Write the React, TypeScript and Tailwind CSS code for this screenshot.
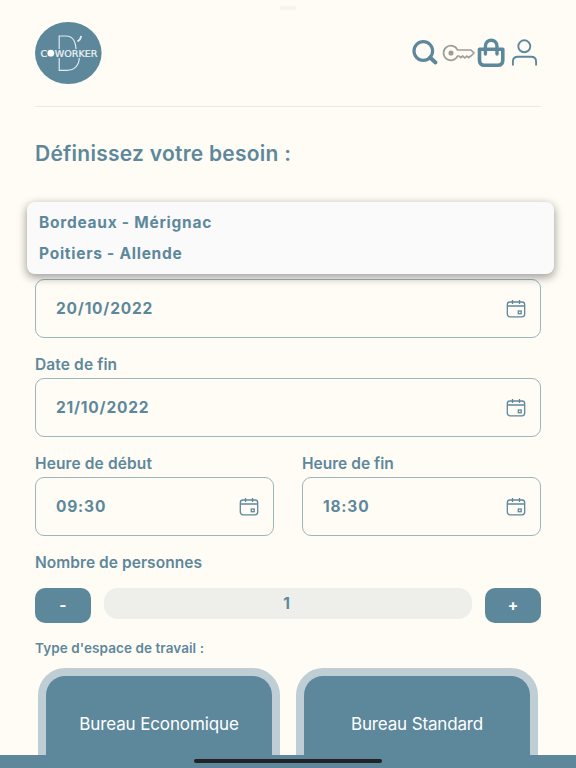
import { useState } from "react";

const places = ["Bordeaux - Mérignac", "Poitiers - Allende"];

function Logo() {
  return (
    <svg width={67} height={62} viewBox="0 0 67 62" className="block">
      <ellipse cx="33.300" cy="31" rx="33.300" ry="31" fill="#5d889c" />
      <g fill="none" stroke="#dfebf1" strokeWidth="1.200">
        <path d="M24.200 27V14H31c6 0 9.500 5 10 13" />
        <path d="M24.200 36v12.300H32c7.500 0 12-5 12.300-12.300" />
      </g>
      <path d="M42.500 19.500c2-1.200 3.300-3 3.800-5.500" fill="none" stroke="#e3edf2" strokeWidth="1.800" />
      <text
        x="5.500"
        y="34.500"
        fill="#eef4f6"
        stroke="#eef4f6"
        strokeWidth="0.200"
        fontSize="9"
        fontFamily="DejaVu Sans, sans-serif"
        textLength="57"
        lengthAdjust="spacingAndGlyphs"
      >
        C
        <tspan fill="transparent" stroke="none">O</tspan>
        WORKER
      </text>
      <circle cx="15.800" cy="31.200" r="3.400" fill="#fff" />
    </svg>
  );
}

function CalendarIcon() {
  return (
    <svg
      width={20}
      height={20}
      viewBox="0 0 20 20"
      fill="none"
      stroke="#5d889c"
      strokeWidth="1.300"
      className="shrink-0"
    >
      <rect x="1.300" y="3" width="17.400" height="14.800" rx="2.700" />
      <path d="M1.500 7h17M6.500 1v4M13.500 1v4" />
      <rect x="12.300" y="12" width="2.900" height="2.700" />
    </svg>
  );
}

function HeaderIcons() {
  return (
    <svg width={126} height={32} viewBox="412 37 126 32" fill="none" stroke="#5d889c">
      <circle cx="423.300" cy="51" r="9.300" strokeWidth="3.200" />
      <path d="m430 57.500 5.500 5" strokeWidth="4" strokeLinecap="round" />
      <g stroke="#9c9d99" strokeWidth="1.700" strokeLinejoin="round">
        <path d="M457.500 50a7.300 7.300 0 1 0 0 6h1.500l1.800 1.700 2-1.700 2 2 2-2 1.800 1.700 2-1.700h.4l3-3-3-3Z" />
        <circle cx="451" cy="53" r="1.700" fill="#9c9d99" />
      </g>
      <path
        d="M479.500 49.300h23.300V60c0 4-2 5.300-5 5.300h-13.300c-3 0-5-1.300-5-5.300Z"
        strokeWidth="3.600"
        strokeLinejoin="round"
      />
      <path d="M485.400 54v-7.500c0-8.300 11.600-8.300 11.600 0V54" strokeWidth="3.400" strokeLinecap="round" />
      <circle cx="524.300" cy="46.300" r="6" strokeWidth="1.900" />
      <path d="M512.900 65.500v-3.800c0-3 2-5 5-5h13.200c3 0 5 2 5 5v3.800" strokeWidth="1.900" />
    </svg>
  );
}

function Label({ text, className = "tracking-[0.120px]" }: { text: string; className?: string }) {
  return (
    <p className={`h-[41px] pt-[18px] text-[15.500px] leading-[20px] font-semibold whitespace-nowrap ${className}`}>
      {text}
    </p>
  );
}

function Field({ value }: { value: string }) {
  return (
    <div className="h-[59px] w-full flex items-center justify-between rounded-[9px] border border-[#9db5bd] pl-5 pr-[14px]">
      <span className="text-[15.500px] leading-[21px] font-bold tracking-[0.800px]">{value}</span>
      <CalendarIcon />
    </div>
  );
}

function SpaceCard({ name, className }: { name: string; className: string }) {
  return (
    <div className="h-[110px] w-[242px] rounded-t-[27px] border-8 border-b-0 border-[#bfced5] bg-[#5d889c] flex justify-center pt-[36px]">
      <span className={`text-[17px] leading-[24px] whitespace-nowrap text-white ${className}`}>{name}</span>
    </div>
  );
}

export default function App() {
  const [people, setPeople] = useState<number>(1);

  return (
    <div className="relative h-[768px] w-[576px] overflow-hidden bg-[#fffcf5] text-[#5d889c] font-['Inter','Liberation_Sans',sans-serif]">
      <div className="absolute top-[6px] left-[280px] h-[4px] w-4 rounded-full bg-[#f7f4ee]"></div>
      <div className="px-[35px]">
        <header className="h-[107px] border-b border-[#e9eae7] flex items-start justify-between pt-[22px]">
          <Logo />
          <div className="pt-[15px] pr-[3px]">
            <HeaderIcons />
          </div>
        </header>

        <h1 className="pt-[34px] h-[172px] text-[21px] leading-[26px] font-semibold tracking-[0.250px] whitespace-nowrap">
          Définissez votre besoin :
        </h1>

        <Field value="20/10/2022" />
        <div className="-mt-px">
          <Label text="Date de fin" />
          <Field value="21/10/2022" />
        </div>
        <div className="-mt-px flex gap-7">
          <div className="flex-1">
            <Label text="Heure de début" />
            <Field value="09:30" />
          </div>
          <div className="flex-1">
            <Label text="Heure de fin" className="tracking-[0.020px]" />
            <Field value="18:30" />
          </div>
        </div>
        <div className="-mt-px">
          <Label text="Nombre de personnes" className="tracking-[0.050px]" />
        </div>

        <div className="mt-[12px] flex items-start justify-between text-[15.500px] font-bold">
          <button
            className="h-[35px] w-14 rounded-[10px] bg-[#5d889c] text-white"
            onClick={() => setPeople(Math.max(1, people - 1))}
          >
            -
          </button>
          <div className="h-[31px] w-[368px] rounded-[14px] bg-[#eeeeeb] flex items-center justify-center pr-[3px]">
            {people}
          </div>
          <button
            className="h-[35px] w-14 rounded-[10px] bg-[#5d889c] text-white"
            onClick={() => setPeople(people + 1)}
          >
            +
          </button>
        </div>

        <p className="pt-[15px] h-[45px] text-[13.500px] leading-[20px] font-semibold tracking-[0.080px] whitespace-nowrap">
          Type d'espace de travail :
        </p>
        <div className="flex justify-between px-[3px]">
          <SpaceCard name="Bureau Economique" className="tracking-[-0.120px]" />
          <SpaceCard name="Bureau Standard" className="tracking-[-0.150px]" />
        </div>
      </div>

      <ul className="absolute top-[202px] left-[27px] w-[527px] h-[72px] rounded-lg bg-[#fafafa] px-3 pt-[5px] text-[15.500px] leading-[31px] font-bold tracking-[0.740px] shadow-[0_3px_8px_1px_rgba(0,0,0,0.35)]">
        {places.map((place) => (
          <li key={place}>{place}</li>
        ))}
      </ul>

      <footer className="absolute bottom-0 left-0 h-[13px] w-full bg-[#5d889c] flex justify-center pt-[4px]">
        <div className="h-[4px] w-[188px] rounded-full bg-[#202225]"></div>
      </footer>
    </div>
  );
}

+-------+

> Objective
Exclude the pictures. Write out the remaining data exactly.

> Solution for this task
Write the React, TypeScript and Tailwind CSS code for this screenshot.
import { useState } from "react";

const places = ["Bordeaux - Mérignac", "Poitiers - Allende"];

function Logo() {
  return (
    <svg width={67} height={62} viewBox="0 0 67 62" className="block">
      <ellipse cx="33.300" cy="31" rx="33.300" ry="31" fill="#5d889c" />
      <g fill="none" stroke="#dfebf1" strokeWidth="1.200">
        <path d="M24.200 27V14H31c6 0 9.500 5 10 13" />
        <path d="M24.200 36v12.300H32c7.500 0 12-5 12.300-12.300" />
      </g>
      <path d="M42.500 19.500c2-1.200 3.300-3 3.800-5.500" fill="none" stroke="#e3edf2" strokeWidth="1.800" />
      <text
        x="5.500"
        y="34.500"
        fill="#eef4f6"
        stroke="#eef4f6"
        strokeWidth="0.200"
        fontSize="9"
        fontFamily="DejaVu Sans, sans-serif"
        textLength="57"
        lengthAdjust="spacingAndGlyphs"
      >
        C
        <tspan fill="transparent" stroke="none">O</tspan>
        WORKER
      </text>
      <circle cx="15.800" cy="31.200" r="3.400" fill="#fff" />
    </svg>
  );
}

function CalendarIcon() {
  return (
    <svg
      width={20}
      height={20}
      viewBox="0 0 20 20"
      fill="none"
      stroke="#5d889c"
      strokeWidth="1.300"
      className="shrink-0"
    >
      <rect x="1.300" y="3" width="17.400" height="14.800" rx="2.700" />
      <path d="M1.500 7h17M6.500 1v4M13.500 1v4" />
      <rect x="12.300" y="12" width="2.900" height="2.700" />
    </svg>
  );
}

function HeaderIcons() {
  return (
    <svg width={126} height={32} viewBox="412 37 126 32" fill="none" stroke="#5d889c">
      <circle cx="423.300" cy="51" r="9.300" strokeWidth="3.200" />
      <path d="m430 57.500 5.500 5" strokeWidth="4" strokeLinecap="round" />
      <g stroke="#9c9d99" strokeWidth="1.700" strokeLinejoin="round">
        <path d="M457.500 50a7.300 7.300 0 1 0 0 6h1.500l1.800 1.700 2-1.700 2 2 2-2 1.800 1.700 2-1.700h.4l3-3-3-3Z" />
        <circle cx="451" cy="53" r="1.700" fill="#9c9d99" />
      </g>
      <path
        d="M479.500 49.300h23.300V60c0 4-2 5.300-5 5.300h-13.300c-3 0-5-1.300-5-5.300Z"
        strokeWidth="3.600"
        strokeLinejoin="round"
      />
      <path d="M485.400 54v-7.500c0-8.300 11.600-8.300 11.600 0V54" strokeWidth="3.400" strokeLinecap="round" />
      <circle cx="524.300" cy="46.300" r="6" strokeWidth="1.900" />
      <path d="M512.900 65.500v-3.800c0-3 2-5 5-5h13.200c3 0 5 2 5 5v3.800" strokeWidth="1.900" />
    </svg>
  );
}

function Label({ text, className = "tracking-[0.120px]" }: { text: string; className?: string }) {
  return (
    <p className={`h-[41px] pt-[18px] text-[15.500px] leading-[20px] font-semibold whitespace-nowrap ${className}`}>
      {text}
    </p>
  );
}

function Field({ value }: { value: string }) {
  return (
    <div className="h-[59px] w-full flex items-center justify-between rounded-[9px] border border-[#9db5bd] pl-5 pr-[14px]">
      <span className="text-[15.500px] leading-[21px] font-bold tracking-[0.800px]">{value}</span>
      <CalendarIcon />
    </div>
  );
}

function SpaceCard({ name, className }: { name: string; className: string }) {
  return (
    <div className="h-[110px] w-[242px] rounded-t-[27px] border-8 border-b-0 border-[#bfced5] bg-[#5d889c] flex justify-center pt-[36px]">
      <span className={`text-[17px] leading-[24px] whitespace-nowrap text-white ${className}`}>{name}</span>
    </div>
  );
}

export default function App() {
  const [people, setPeople] = useState<number>(1);

  return (
    <div className="relative h-[768px] w-[576px] overflow-hidden bg-[#fffcf5] text-[#5d889c] font-['Inter','Liberation_Sans',sans-serif]">
      <div className="absolute top-[6px] left-[280px] h-[4px] w-4 rounded-full bg-[#f7f4ee]"></div>
      <div className="px-[35px]">
        <header className="h-[107px] border-b border-[#e9eae7] flex items-start justify-between pt-[22px]">
          <Logo />
          <div className="pt-[15px] pr-[3px]">
            <HeaderIcons />
          </div>
        </header>

        <h1 className="pt-[34px] h-[172px] text-[21px] leading-[26px] font-semibold tracking-[0.250px] whitespace-nowrap">
          Définissez votre besoin :
        </h1>

        <Field value="20/10/2022" />
        <div className="-mt-px">
          <Label text="Date de fin" />
          <Field value="21/10/2022" />
        </div>
        <div className="-mt-px flex gap-7">
          <div className="flex-1">
            <Label text="Heure de début" />
            <Field value="09:30" />
          </div>
          <div className="flex-1">
            <Label text="Heure de fin" className="tracking-[0.020px]" />
            <Field value="18:30" />
          </div>
        </div>
        <div className="-mt-px">
          <Label text="Nombre de personnes" className="tracking-[0.050px]" />
        </div>

        <div className="mt-[12px] flex items-start justify-between text-[15.500px] font-bold">
          <button
            className="h-[35px] w-14 rounded-[10px] bg-[#5d889c] text-white"
            onClick={() => setPeople(Math.max(1, people - 1))}
          >
            -
          </button>
          <div className="h-[31px] w-[368px] rounded-[14px] bg-[#eeeeeb] flex items-center justify-center pr-[3px]">
            {people}
          </div>
          <button
            className="h-[35px] w-14 rounded-[10px] bg-[#5d889c] text-white"
            onClick={() => setPeople(people + 1)}
          >
            +
          </button>
        </div>

        <p className="pt-[15px] h-[45px] text-[13.500px] leading-[20px] font-semibold tracking-[0.080px] whitespace-nowrap">
          Type d'espace de travail :
        </p>
        <div className="flex justify-between px-[3px]">
          <SpaceCard name="Bureau Economique" className="tracking-[-0.120px]" />
          <SpaceCard name="Bureau Standard" className="tracking-[-0.150px]" />
        </div>
      </div>

      <ul className="absolute top-[202px] left-[27px] w-[527px] h-[72px] rounded-lg bg-[#fafafa] px-3 pt-[5px] text-[15.500px] leading-[31px] font-bold tracking-[0.740px] shadow-[0_3px_8px_1px_rgba(0,0,0,0.35)]">
        {places.map((place) => (
          <li key={place}>{place}</li>
        ))}
      </ul>

      <footer className="absolute bottom-0 left-0 h-[13px] w-full bg-[#5d889c] flex justify-center pt-[4px]">
        <div className="h-[4px] w-[188px] rounded-full bg-[#202225]"></div>
      </footer>
    </div>
  );
}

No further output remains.